• **WHAT TO WORK ON**
Which lines hold the word "styles"? Copy each one.

• **PROVIDED MATERIAL**
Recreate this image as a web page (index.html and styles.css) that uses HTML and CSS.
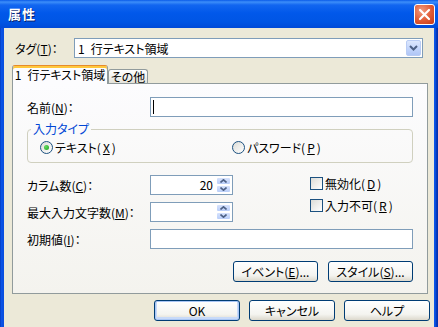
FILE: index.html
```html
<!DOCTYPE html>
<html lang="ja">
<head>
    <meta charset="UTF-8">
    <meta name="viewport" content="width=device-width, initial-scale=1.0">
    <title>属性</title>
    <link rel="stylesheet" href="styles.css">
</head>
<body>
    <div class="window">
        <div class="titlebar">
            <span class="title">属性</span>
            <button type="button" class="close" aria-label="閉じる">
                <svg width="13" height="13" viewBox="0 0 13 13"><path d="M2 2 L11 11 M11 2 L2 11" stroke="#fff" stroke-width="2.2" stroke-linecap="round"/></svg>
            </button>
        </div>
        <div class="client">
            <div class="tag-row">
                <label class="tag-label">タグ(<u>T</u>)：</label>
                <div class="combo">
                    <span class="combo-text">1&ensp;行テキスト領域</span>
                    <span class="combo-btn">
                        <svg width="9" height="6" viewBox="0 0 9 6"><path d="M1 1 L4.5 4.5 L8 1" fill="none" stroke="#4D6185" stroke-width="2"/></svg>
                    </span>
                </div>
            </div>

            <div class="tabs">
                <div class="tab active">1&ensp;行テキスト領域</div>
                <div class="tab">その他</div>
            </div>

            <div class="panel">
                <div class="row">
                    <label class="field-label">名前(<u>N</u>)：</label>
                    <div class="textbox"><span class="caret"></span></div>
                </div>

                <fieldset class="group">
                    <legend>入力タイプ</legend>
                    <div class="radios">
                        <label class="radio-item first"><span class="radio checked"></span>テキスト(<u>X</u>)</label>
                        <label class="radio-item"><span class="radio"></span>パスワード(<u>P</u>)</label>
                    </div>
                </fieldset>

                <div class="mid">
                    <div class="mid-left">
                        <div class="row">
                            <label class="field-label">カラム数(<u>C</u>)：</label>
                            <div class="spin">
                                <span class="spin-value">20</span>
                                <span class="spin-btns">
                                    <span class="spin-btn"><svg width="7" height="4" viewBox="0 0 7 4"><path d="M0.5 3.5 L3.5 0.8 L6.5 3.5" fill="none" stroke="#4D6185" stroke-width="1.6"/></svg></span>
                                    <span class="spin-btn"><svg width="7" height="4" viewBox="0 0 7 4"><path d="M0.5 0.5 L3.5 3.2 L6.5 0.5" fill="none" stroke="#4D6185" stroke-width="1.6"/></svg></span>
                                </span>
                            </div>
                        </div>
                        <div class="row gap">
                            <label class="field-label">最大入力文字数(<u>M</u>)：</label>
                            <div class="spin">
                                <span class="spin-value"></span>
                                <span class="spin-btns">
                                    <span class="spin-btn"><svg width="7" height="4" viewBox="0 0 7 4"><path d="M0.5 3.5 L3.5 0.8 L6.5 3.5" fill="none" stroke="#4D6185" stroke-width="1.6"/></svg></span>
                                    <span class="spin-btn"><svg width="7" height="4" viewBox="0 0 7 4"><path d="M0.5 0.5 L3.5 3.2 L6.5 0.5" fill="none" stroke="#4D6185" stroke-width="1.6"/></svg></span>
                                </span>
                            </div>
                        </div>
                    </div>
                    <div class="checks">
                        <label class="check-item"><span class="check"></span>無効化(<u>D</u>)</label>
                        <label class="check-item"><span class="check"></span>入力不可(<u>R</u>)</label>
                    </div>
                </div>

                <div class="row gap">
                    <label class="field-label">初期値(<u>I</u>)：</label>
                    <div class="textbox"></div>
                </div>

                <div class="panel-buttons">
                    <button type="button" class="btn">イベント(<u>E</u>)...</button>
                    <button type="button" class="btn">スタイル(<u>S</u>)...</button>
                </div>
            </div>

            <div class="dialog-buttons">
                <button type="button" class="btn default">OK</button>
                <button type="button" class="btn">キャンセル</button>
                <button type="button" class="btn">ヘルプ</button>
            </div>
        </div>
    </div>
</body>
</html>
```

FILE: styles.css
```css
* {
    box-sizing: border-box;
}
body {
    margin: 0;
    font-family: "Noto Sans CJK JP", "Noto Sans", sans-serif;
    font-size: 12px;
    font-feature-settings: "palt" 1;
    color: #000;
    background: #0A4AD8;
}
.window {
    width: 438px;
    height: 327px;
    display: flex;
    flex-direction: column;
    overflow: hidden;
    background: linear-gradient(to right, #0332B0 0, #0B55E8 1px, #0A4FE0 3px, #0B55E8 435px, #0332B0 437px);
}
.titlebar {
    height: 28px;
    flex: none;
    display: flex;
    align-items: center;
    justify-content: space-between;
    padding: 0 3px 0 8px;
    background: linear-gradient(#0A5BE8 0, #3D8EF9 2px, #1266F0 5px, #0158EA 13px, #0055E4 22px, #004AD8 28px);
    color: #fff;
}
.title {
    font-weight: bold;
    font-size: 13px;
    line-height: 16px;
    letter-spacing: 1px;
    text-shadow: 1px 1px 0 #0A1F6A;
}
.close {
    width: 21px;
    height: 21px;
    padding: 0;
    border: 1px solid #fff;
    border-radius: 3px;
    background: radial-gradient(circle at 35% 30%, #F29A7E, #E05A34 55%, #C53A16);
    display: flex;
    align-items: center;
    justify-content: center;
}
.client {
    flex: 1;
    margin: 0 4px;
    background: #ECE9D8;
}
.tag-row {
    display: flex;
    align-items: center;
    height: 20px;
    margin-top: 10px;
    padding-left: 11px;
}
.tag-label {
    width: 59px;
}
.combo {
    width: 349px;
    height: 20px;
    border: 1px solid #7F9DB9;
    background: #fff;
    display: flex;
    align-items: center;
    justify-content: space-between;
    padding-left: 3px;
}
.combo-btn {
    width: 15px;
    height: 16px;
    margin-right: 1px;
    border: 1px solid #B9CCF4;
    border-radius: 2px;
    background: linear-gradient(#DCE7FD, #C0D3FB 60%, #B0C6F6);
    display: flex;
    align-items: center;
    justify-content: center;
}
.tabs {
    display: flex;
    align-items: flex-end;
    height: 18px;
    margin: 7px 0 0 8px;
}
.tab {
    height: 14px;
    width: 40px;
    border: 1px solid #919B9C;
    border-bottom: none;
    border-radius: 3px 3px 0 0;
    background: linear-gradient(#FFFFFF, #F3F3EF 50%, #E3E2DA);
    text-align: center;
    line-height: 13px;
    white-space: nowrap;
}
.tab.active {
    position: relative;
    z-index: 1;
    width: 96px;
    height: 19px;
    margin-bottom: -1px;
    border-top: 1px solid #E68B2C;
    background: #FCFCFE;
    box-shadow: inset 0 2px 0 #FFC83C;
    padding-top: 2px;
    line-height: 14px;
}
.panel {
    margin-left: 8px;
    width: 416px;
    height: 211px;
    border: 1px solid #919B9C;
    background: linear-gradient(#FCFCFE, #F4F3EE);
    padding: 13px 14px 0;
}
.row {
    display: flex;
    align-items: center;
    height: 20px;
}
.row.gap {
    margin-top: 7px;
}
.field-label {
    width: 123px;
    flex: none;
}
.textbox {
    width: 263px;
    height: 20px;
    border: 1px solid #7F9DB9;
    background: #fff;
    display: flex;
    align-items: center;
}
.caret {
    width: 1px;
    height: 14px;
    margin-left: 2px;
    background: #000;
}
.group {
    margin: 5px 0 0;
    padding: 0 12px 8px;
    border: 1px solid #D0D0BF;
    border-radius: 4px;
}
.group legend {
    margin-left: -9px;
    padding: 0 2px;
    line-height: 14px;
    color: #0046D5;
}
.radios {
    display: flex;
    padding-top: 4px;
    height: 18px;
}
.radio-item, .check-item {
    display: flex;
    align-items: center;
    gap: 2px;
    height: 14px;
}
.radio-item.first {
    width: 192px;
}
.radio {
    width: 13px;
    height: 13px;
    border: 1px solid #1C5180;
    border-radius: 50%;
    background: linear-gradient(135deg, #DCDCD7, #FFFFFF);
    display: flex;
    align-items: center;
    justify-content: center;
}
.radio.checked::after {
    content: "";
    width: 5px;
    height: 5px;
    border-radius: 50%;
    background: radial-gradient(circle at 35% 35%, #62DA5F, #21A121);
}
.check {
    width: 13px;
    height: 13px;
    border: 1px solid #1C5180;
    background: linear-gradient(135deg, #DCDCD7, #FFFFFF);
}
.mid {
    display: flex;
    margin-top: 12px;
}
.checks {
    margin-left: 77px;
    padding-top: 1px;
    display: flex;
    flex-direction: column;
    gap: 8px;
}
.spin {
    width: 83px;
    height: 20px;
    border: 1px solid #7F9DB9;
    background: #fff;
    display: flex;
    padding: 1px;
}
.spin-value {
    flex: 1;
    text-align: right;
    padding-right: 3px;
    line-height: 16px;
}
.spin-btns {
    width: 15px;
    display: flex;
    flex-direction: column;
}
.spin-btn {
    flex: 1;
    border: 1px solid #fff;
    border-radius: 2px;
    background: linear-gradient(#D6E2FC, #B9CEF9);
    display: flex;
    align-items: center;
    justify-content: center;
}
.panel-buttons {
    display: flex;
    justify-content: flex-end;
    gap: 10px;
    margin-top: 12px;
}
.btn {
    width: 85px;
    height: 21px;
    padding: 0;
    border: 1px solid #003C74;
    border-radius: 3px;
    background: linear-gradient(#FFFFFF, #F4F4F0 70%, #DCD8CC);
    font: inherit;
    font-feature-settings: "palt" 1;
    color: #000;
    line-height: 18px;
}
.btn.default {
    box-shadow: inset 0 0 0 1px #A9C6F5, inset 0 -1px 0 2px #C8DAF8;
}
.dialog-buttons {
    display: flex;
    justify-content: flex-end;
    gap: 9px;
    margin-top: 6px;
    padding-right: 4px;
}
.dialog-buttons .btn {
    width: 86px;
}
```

• **RESULT OF THIS TASK**
Recreate this image as a web page (index.html and styles.css) that uses HTML and CSS.
    <link rel="stylesheet" href="styles.css">
FILE: styles.css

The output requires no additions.